> **Records shown**

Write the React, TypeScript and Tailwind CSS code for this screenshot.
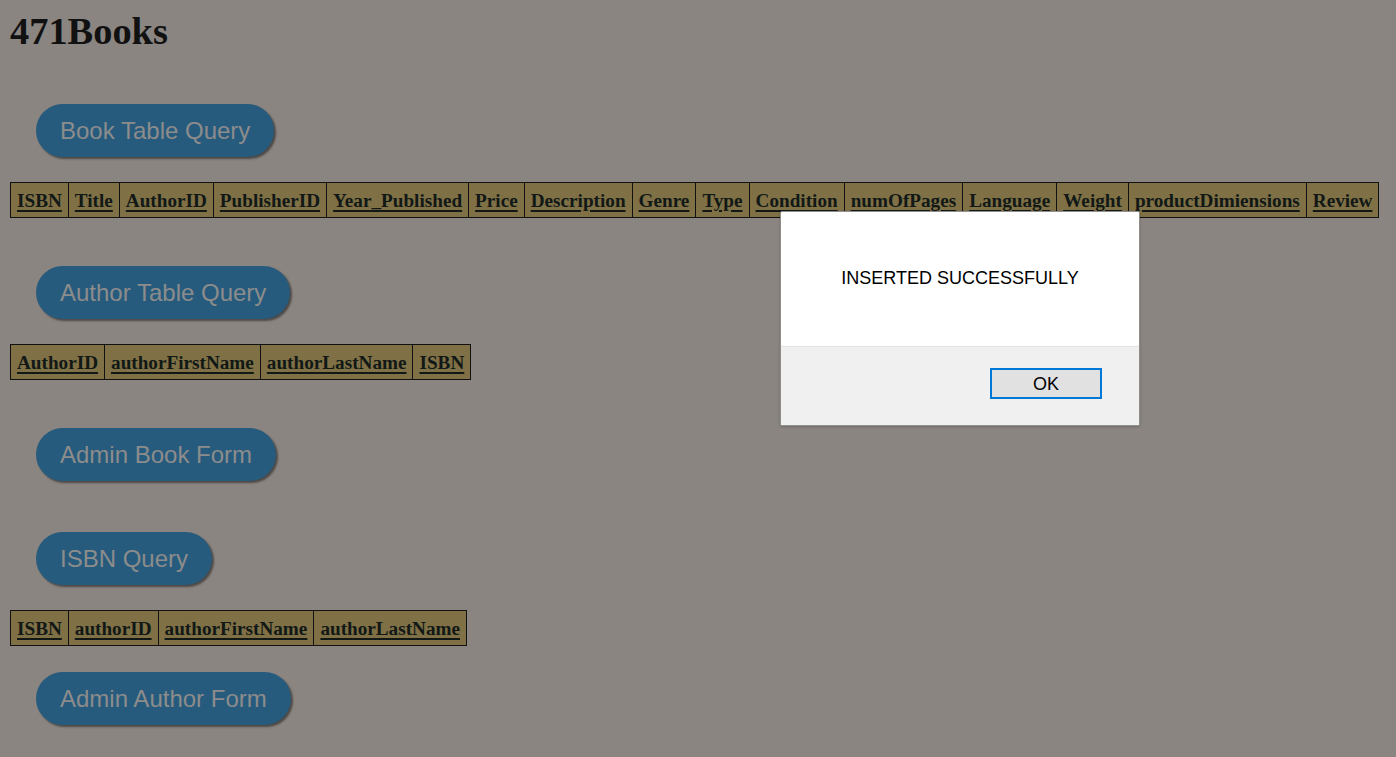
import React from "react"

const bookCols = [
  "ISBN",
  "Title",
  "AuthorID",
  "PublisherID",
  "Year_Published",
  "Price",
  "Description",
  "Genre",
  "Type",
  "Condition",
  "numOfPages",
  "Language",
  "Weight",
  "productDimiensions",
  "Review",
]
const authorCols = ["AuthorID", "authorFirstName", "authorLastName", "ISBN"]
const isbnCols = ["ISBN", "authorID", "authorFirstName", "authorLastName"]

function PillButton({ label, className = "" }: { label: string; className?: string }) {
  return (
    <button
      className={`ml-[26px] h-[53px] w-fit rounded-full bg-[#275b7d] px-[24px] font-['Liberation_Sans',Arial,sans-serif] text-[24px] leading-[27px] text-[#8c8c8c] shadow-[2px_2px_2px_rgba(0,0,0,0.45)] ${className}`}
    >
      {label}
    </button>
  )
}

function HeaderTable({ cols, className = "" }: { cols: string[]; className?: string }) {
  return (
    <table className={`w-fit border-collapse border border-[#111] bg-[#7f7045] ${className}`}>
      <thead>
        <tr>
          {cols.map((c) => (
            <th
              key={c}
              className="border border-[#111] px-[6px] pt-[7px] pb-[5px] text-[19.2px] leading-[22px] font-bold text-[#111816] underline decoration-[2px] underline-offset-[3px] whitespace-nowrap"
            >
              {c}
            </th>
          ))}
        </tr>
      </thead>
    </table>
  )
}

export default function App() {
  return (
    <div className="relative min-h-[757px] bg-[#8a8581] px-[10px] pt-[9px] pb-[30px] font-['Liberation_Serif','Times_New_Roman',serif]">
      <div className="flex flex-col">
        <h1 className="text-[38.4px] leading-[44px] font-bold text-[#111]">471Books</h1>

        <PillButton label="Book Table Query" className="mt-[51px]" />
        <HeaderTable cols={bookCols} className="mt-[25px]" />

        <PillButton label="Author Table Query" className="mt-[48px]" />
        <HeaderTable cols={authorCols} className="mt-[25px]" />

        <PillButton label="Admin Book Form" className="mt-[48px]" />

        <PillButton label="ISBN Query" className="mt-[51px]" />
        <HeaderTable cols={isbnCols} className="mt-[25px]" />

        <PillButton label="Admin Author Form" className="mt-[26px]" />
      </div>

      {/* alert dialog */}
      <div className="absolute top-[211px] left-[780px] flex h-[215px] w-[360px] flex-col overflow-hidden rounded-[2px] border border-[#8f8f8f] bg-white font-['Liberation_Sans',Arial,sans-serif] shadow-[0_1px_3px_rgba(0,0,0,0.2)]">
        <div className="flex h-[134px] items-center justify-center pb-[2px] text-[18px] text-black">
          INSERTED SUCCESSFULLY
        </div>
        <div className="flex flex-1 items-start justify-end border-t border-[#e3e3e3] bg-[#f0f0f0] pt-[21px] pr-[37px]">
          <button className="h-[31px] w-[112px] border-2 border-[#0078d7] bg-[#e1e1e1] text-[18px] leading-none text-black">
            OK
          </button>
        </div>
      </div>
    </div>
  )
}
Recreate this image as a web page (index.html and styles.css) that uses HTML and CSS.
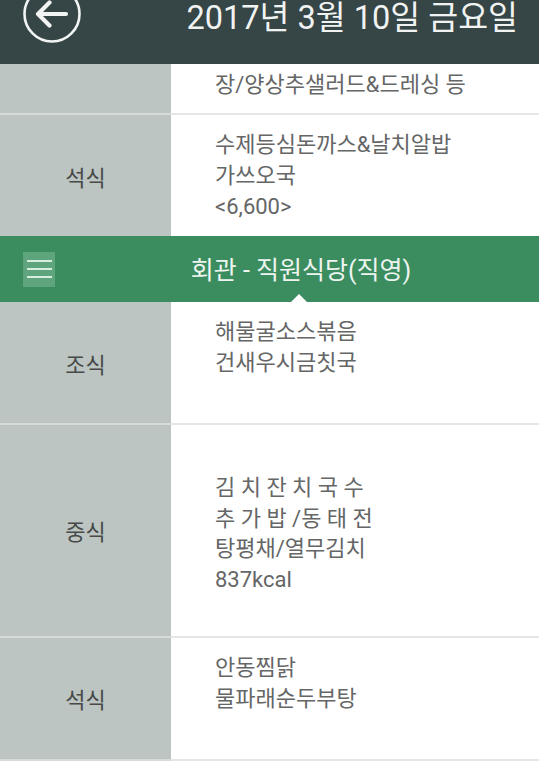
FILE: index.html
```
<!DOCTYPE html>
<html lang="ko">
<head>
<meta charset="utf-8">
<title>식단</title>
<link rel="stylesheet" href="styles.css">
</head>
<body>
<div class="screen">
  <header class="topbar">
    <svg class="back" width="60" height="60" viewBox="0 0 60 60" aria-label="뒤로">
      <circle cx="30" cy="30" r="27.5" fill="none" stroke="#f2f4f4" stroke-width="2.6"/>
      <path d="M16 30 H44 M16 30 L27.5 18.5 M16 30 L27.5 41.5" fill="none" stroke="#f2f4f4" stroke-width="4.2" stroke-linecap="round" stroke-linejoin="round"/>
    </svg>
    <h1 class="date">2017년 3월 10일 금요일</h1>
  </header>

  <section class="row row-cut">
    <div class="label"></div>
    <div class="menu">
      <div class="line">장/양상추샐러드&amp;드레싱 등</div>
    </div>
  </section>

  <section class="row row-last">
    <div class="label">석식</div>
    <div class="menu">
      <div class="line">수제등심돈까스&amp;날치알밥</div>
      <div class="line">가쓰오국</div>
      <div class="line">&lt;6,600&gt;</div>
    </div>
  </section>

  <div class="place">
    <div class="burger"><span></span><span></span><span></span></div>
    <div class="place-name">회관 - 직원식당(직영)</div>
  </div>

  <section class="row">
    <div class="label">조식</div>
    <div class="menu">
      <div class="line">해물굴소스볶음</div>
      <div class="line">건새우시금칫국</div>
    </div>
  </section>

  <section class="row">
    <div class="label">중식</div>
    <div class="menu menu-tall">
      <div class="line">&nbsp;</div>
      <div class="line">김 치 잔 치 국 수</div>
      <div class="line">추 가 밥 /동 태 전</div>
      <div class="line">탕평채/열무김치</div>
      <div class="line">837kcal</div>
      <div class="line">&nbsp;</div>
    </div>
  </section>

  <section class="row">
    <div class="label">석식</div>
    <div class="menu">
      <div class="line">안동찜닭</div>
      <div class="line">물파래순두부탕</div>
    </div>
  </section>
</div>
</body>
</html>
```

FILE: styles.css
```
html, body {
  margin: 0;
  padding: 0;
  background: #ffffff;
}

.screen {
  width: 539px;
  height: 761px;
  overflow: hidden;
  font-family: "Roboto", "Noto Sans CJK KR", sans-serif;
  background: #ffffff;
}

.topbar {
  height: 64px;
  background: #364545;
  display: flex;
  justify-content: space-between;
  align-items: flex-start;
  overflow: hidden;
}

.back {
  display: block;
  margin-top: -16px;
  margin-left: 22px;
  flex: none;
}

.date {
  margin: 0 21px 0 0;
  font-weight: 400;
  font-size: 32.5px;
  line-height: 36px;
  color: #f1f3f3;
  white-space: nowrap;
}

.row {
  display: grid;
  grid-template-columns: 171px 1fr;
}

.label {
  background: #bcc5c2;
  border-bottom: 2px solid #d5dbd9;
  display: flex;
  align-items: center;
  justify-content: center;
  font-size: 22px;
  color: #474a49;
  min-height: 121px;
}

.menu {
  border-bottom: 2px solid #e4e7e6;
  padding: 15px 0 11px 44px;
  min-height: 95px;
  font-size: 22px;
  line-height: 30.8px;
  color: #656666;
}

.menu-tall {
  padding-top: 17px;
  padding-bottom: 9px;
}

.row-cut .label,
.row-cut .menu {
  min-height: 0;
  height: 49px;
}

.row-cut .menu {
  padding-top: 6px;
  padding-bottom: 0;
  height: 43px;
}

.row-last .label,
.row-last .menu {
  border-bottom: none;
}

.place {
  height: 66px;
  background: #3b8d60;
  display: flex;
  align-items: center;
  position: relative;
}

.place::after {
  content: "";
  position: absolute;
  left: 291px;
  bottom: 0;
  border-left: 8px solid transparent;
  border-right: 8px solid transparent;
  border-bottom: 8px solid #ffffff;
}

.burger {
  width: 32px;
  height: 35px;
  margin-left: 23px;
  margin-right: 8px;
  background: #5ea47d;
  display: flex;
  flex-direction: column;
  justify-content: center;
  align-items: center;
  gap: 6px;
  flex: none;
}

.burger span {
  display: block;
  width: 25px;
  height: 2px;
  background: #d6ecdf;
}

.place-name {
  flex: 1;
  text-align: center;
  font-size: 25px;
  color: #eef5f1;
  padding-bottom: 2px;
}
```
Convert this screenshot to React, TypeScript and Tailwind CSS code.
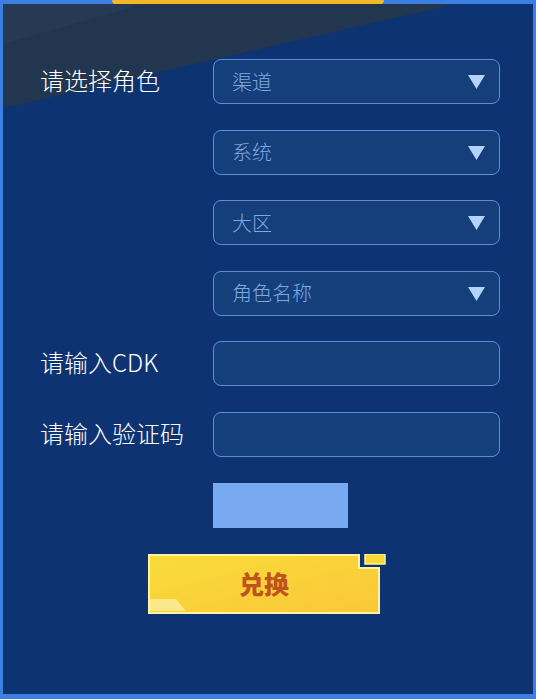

> **Short problem**
Without including any pictures, print all of the material exactly as given.

> **The output**
Write the React, TypeScript and Tailwind CSS code for this screenshot.
import React from "react"

const bookCols = [
  "ISBN",
  "Title",
  "AuthorID",
  "PublisherID",
  "Year_Published",
  "Price",
  "Description",
  "Genre",
  "Type",
  "Condition",
  "numOfPages",
  "Language",
  "Weight",
  "productDimiensions",
  "Review",
]
const authorCols = ["AuthorID", "authorFirstName", "authorLastName", "ISBN"]
const isbnCols = ["ISBN", "authorID", "authorFirstName", "authorLastName"]

function PillButton({ label, className = "" }: { label: string; className?: string }) {
  return (
    <button
      className={`ml-[26px] h-[53px] w-fit rounded-full bg-[#275b7d] px-[24px] font-['Liberation_Sans',Arial,sans-serif] text-[24px] leading-[27px] text-[#8c8c8c] shadow-[2px_2px_2px_rgba(0,0,0,0.45)] ${className}`}
    >
      {label}
    </button>
  )
}

function HeaderTable({ cols, className = "" }: { cols: string[]; className?: string }) {
  return (
    <table className={`w-fit border-collapse border border-[#111] bg-[#7f7045] ${className}`}>
      <thead>
        <tr>
          {cols.map((c) => (
            <th
              key={c}
              className="border border-[#111] px-[6px] pt-[7px] pb-[5px] text-[19.2px] leading-[22px] font-bold text-[#111816] underline decoration-[2px] underline-offset-[3px] whitespace-nowrap"
            >
              {c}
            </th>
          ))}
        </tr>
      </thead>
    </table>
  )
}

export default function App() {
  return (
    <div className="relative min-h-[757px] bg-[#8a8581] px-[10px] pt-[9px] pb-[30px] font-['Liberation_Serif','Times_New_Roman',serif]">
      <div className="flex flex-col">
        <h1 className="text-[38.4px] leading-[44px] font-bold text-[#111]">471Books</h1>

        <PillButton label="Book Table Query" className="mt-[51px]" />
        <HeaderTable cols={bookCols} className="mt-[25px]" />

        <PillButton label="Author Table Query" className="mt-[48px]" />
        <HeaderTable cols={authorCols} className="mt-[25px]" />

        <PillButton label="Admin Book Form" className="mt-[48px]" />

        <PillButton label="ISBN Query" className="mt-[51px]" />
        <HeaderTable cols={isbnCols} className="mt-[25px]" />

        <PillButton label="Admin Author Form" className="mt-[26px]" />
      </div>

      {/* alert dialog */}
      <div className="absolute top-[211px] left-[780px] flex h-[215px] w-[360px] flex-col overflow-hidden rounded-[2px] border border-[#8f8f8f] bg-white font-['Liberation_Sans',Arial,sans-serif] shadow-[0_1px_3px_rgba(0,0,0,0.2)]">
        <div className="flex h-[134px] items-center justify-center pb-[2px] text-[18px] text-black">
          INSERTED SUCCESSFULLY
        </div>
        <div className="flex flex-1 items-start justify-end border-t border-[#e3e3e3] bg-[#f0f0f0] pt-[21px] pr-[37px]">
          <button className="h-[31px] w-[112px] border-2 border-[#0078d7] bg-[#e1e1e1] text-[18px] leading-none text-black">
            OK
          </button>
        </div>
      </div>
    </div>
  )
}
Recreate this image as a web page (index.html and styles.css) that uses HTML and CSS.
FILE: index.html
```
<!DOCTYPE html>
<html lang="ko">
<head>
<meta charset="utf-8">
<title>식단</title>
<link rel="stylesheet" href="styles.css">
</head>
<body>
<div class="screen">
  <header class="topbar">
    <svg class="back" width="60" height="60" viewBox="0 0 60 60" aria-label="뒤로">
      <circle cx="30" cy="30" r="27.5" fill="none" stroke="#f2f4f4" stroke-width="2.6"/>
      <path d="M16 30 H44 M16 30 L27.5 18.5 M16 30 L27.5 41.5" fill="none" stroke="#f2f4f4" stroke-width="4.2" stroke-linecap="round" stroke-linejoin="round"/>
    </svg>
    <h1 class="date">2017년 3월 10일 금요일</h1>
  </header>

  <section class="row row-cut">
    <div class="label"></div>
    <div class="menu">
      <div class="line">장/양상추샐러드&amp;드레싱 등</div>
    </div>
  </section>

  <section class="row row-last">
    <div class="label">석식</div>
    <div class="menu">
      <div class="line">수제등심돈까스&amp;날치알밥</div>
      <div class="line">가쓰오국</div>
      <div class="line">&lt;6,600&gt;</div>
    </div>
  </section>

  <div class="place">
    <div class="burger"><span></span><span></span><span></span></div>
    <div class="place-name">회관 - 직원식당(직영)</div>
  </div>

  <section class="row">
    <div class="label">조식</div>
    <div class="menu">
      <div class="line">해물굴소스볶음</div>
      <div class="line">건새우시금칫국</div>
    </div>
  </section>

  <section class="row">
    <div class="label">중식</div>
    <div class="menu menu-tall">
      <div class="line">&nbsp;</div>
      <div class="line">김 치 잔 치 국 수</div>
      <div class="line">추 가 밥 /동 태 전</div>
      <div class="line">탕평채/열무김치</div>
      <div class="line">837kcal</div>
      <div class="line">&nbsp;</div>
    </div>
  </section>

  <section class="row">
    <div class="label">석식</div>
    <div class="menu">
      <div class="line">안동찜닭</div>
      <div class="line">물파래순두부탕</div>
    </div>
  </section>
</div>
</body>
</html>
```

FILE: styles.css
```
html, body {
  margin: 0;
  padding: 0;
  background: #ffffff;
}

.screen {
  width: 539px;
  height: 761px;
  overflow: hidden;
  font-family: "Roboto", "Noto Sans CJK KR", sans-serif;
  background: #ffffff;
}

.topbar {
  height: 64px;
  background: #364545;
  display: flex;
  justify-content: space-between;
  align-items: flex-start;
  overflow: hidden;
}

.back {
  display: block;
  margin-top: -16px;
  margin-left: 22px;
  flex: none;
}

.date {
  margin: 0 21px 0 0;
  font-weight: 400;
  font-size: 32.5px;
  line-height: 36px;
  color: #f1f3f3;
  white-space: nowrap;
}

.row {
  display: grid;
  grid-template-columns: 171px 1fr;
}

.label {
  background: #bcc5c2;
  border-bottom: 2px solid #d5dbd9;
  display: flex;
  align-items: center;
  justify-content: center;
  font-size: 22px;
  color: #474a49;
  min-height: 121px;
}

.menu {
  border-bottom: 2px solid #e4e7e6;
  padding: 15px 0 11px 44px;
  min-height: 95px;
  font-size: 22px;
  line-height: 30.8px;
  color: #656666;
}

.menu-tall {
  padding-top: 17px;
  padding-bottom: 9px;
}

.row-cut .label,
.row-cut .menu {
  min-height: 0;
  height: 49px;
}

.row-cut .menu {
  padding-top: 6px;
  padding-bottom: 0;
  height: 43px;
}

.row-last .label,
.row-last .menu {
  border-bottom: none;
}

.place {
  height: 66px;
  background: #3b8d60;
  display: flex;
  align-items: center;
  position: relative;
}

.place::after {
  content: "";
  position: absolute;
  left: 291px;
  bottom: 0;
  border-left: 8px solid transparent;
  border-right: 8px solid transparent;
  border-bottom: 8px solid #ffffff;
}

.burger {
  width: 32px;
  height: 35px;
  margin-left: 23px;
  margin-right: 8px;
  background: #5ea47d;
  display: flex;
  flex-direction: column;
  justify-content: center;
  align-items: center;
  gap: 6px;
  flex: none;
}

.burger span {
  display: block;
  width: 25px;
  height: 2px;
  background: #d6ecdf;
}

.place-name {
  flex: 1;
  text-align: center;
  font-size: 25px;
  color: #eef5f1;
  padding-bottom: 2px;
}
```
Convert this screenshot to React, TypeScript and Tailwind CSS code.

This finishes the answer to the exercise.